A close review of the executive compensation case indicates that there are negative and positive consequences, which are likely to occur. One of the positive consequences of appointment of Feinberg is that the government, through the U.S Treasury Department, will be able to identify firms that offer extremely high compensation packages to their executives at the expense of the government. Identification of such firm would save the government the agony of bailing them out when they experience financial problems. Instead of the government spending significant amount of money bailing-out such firms, the government can identify other sectors or areas in the economy, which have genuine needs for financial assistance. For instance, the government can use the money to reduce the rate of unemployment: by providing, the money as capital to the unemployed to start income generating activities.
However, appointment of Feinberg may contribute to closure of some firms in the country. This is a negative consequence, which is likely to occur in the long-term. This is likely to happen if, Feinberg successfully identifies the firms that offer their executives very high compensation packages at the expense of the government and as a result, the government takes immediate actions against them. For instance, if the government decides that those firms should repay all the amounts that have been used to bail them out it the past, some of the firms will be forced to sell their assets in order to raise the required amounts. For those firms whose assets would not be enough to raise the required amount, the government may decide to put them under receivership or declare them bankrupt. All these actions may result into closure of such firms in the future.
Principles affecting the Executive Compensation Case
The principle of justice and fairness can be used to support the above-mentioned positive consequence of the appointment. The principle of justice and fairness states that all subjects are equal before the law. In this case, the term subjects refer to the firms and their executives. It is not fair that some firms struggle to bail themselves out when faced with financial problems, while others spend their money unscrupulously, yet they receive government assistance when faced with financial problems. If the principle of justice and fairness was to be applied in this case, government’s financial assistance should only be given to firms, which spend their money responsibly, and those that prove that they would only experience financial problems due to occurrence of events, which are beyond their control.
However, for Feinberg to be able to identify the firms, which were receiving government’s financial assistance unjustifiably, he would have to violate the principle of privacy. This is because, in some instance, he will have to conduct investigations on the financial positions of the firms’ executives. For instance, to be able to determine the exact amount of money the executives receive from the firms, he might have to look at their personal bank accounts and observe the nature of transactions in their accounts that originate from the firms’ bank accounts.

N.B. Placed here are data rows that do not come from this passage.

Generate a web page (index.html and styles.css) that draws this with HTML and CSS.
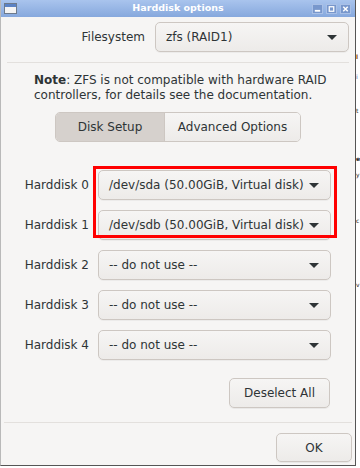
FILE: index.html
```html
<!DOCTYPE html>
<html lang="en">
<head>
  <meta charset="UTF-8">
  <title>Harddisk options</title>
  <link rel="stylesheet" href="styles.css">
</head>
<body>
  <div class="screen">
    <div class="window">
      <!-- Barra de titulo -->
      <div class="titlebar">
        <svg class="win-icon" width="13" height="11" viewBox="0 0 13 11">
          <rect x="0.5" y="0.5" width="12" height="10" fill="#f4f4f4" stroke="#6d7a8c"/>
          <rect x="1" y="1" width="11" height="3" fill="#5b82c4"/>
        </svg>
        <span class="title">Harddisk options</span>
        <div class="wm-buttons">
          <span class="wm-btn"><svg width="10" height="10" viewBox="0 0 10 10"><rect x="2" y="6" width="6" height="2" fill="#fff"/></svg></span>
          <span class="wm-btn"><svg width="10" height="10" viewBox="0 0 10 10"><rect x="2.5" y="2.5" width="5" height="5" fill="none" stroke="#fff" stroke-width="1.4"/></svg></span>
          <span class="wm-btn"><svg width="10" height="10" viewBox="0 0 10 10"><path d="M2.5 2.5 L7.5 7.5 M7.5 2.5 L2.5 7.5" stroke="#fff" stroke-width="1.6"/></svg></span>
        </div>
      </div>

      <div class="content">
        <div class="fs-row">
          <span class="label">Filesystem</span>
          <div class="combo fs-combo"><span>zfs (RAID1)</span><i class="arrow"></i></div>
        </div>

        <hr class="sep">

        <p class="note"><b>Note</b>: ZFS is not compatible with hardware RAID<br>controllers, for details see the documentation.</p>

        <div class="tabs">
          <span class="tab active">Disk Setup</span>
          <span class="tab">Advanced Options</span>
        </div>

        <div class="disks">
          <div class="hl-box"></div>
          <div class="disk-row"><span class="label">Harddisk 0</span><div class="combo"><span>/dev/sda (50.00GiB, Virtual disk)</span><i class="arrow"></i></div></div>
          <div class="disk-row"><span class="label">Harddisk 1</span><div class="combo"><span>/dev/sdb (50.00GiB, Virtual disk)</span><i class="arrow"></i></div></div>
          <div class="disk-row"><span class="label">Harddisk 2</span><div class="combo"><span>-- do not use --</span><i class="arrow"></i></div></div>
          <div class="disk-row"><span class="label">Harddisk 3</span><div class="combo"><span>-- do not use --</span><i class="arrow"></i></div></div>
          <div class="disk-row"><span class="label">Harddisk 4</span><div class="combo"><span>-- do not use --</span><i class="arrow"></i></div></div>
        </div>

        <div class="deselect-row">
          <span class="btn deselect">Deselect All</span>
        </div>
      </div>

      <hr class="sep bottom-sep">

      <div class="actions">
        <span class="btn ok">OK</span>
      </div>
    </div>

    <!-- Resto da pagina por tras da janela -->
    <div class="behind">
      <span class="c1">l</span>
      <span class="c2">i</span>
      <span class="c3">t</span>
      <span class="c4">e</span>
      <span class="c5">y</span>
      <span class="c6">c</span>
      <span class="c7">v</span>
    </div>
  </div>
</body>
</html>
```

FILE: styles.css
```css
* { margin:0; padding:0; box-sizing:border-box; }
html, body {
  width:360px; height:468px;
  overflow:hidden;
  background:#fff;
  font-family:"DejaVu Sans", sans-serif;
  font-size:12px;
  color:#2e3436;
}
.screen {
  display:flex;
  width:360px; height:468px;
}
/* Janela */
.window {
  width:356px; height:466px;
  flex:none;
  display:flex; flex-direction:column;
  background:#f6f5f4;
  border-left:1px solid #b9b9b9;
  border-right:1px solid #555;
  border-bottom:1px solid #555;
}
.titlebar {
  height:17px; flex:none;
  display:flex; align-items:center;
  padding:0 4px 0 3px;
  background:linear-gradient(#a9c4ed, #86a8dd);
  position:relative;
}
.win-icon { display:block; }
.title {
  position:absolute; left:0; right:0; top:2px;
  text-align:center;
  color:#fff; font-weight:bold; font-size:9.5px;
}
.wm-buttons { margin-left:auto; display:flex; gap:3px; }
.wm-btn {
  width:11px; height:10px;
  display:flex; align-items:center; justify-content:center;
  background:#7897cc;
  border:1px solid #a9c0e6;
}
.content { padding:5px 0 0 0; flex:1; }
/* Combos */
.combo {
  height:30px;
  display:flex; align-items:center;
  padding:0 11px 0 10px;
  border:1px solid #cdc7c2;
  border-radius:5px;
  background:linear-gradient(#f6f5f4, #edebe9);
  box-shadow:0 1px rgba(0,0,0,.04);
}
.combo span { flex:1; white-space:nowrap; }
.arrow {
  width:0; height:0;
  border-left:5px solid transparent;
  border-right:5px solid transparent;
  border-top:5px solid #2e3436;
}
.fs-row { display:flex; align-items:center; }
.fs-row .label { width:144px; text-align:right; }
.fs-combo { margin-left:10px; width:194px; }
.sep {
  border:none; border-top:1px solid #e3e0dd;
  margin:10px 6px 0 6px;
}
.note {
  margin-top:10px;
  padding-left:33px;
  line-height:15px;
}
.tabs {
  margin:9px 0 0 54px;
  display:flex;
  width:246px; height:30px;
  border:1px solid #cdc7c2;
  border-radius:5px;
  overflow:hidden;
}
.tab {
  display:flex; align-items:center; justify-content:center;
  background:linear-gradient(#f6f5f4, #edebe9);
  flex:1;
}
.tab.active {
  flex:none; width:109px;
  background:#d6d1cd;
  border-right:1px solid #cdc7c2;
}
/* Discos */
.disks {
  margin-top:28px;
  display:flex; flex-direction:column; gap:10px;
  position:relative;
}
.disk-row { display:flex; align-items:center; }
.disk-row .label { width:88px; text-align:right; }
.disk-row .combo { margin-left:9px; width:233px; }
.hl-box {
  position:absolute; left:92px; top:-4px;
  width:244px; height:72px;
  border:3px solid #f00;
  z-index:2;
}
.deselect-row { display:flex; justify-content:flex-end; padding-right:25px; margin-top:18px; }
.btn {
  height:30px;
  display:flex; align-items:center; justify-content:center;
  border:1px solid #cdc7c2;
  border-radius:5px;
  background:linear-gradient(#f6f5f4, #edebe9);
  box-shadow:0 1px rgba(0,0,0,.05);
}
.deselect { width:101px; }
.bottom-sep { margin:0 3px 0 3px; }
.actions { display:flex; justify-content:flex-end; padding:10px 3px 3px 0; }
.ok { width:76px; height:29px; }
/* Fundo atras */
.behind {
  flex:1;
  display:flex; flex-direction:column;
  font-size:6px; line-height:1;
  padding-left:0;
  overflow:hidden;
}
.behind span { display:block; }
.c1 { margin-top:54px; color:#8a4a00; font-weight:bold; }
.c2 { margin-top:14px; color:#2a5db0; }
.c3 { margin-top:28px; color:#222; }
.c4 { margin-top:42px; color:#222; font-weight:bold; }
.c5 { margin-top:10px; color:#222; }
.c6 { margin-top:40px; color:#222; }
.c7 { margin-top:58px; color:#222; }
```
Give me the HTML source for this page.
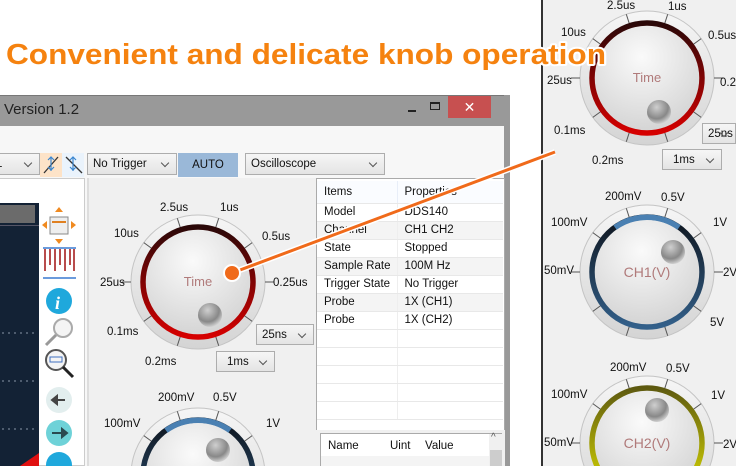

Virtues and Vices of a Compensation Czar
From a personal perspective, virtues necessary for a good compensation czar should include high level of discretion and good analytical skills. High level of discretion would enable a compensation czar to undertake the work of investigation without making irrational judgments. A combination of high level of discretion and good analytical skills would enable the individual to undertake the work, and present the findings based on facts and not on assumptions. Therefore, being judgmental would be a vice that is likely to make an individual appointed in this position look bad.
In conclusion, it would be better if the government sets a maximum wage limit in the way that it sets a minimum wage. This is because; maximum wage limits will safeguard the taxpayers’ money from being spent to bailout firms, which spend their money unscrupulously. When maximum wage limits are set, firms will be confined to a particular amount of money to spend as compensation to executives. Therefore, the firms will not deplete their financial resources; resulting to the need for financial bailout by the government. This way, the government will not spend taxpayers’ money in such firms; instead, the money will be channeled to other productive sectors of the economy. Therefore, taxpayers will be better off than harmed if maximum wage limits are set.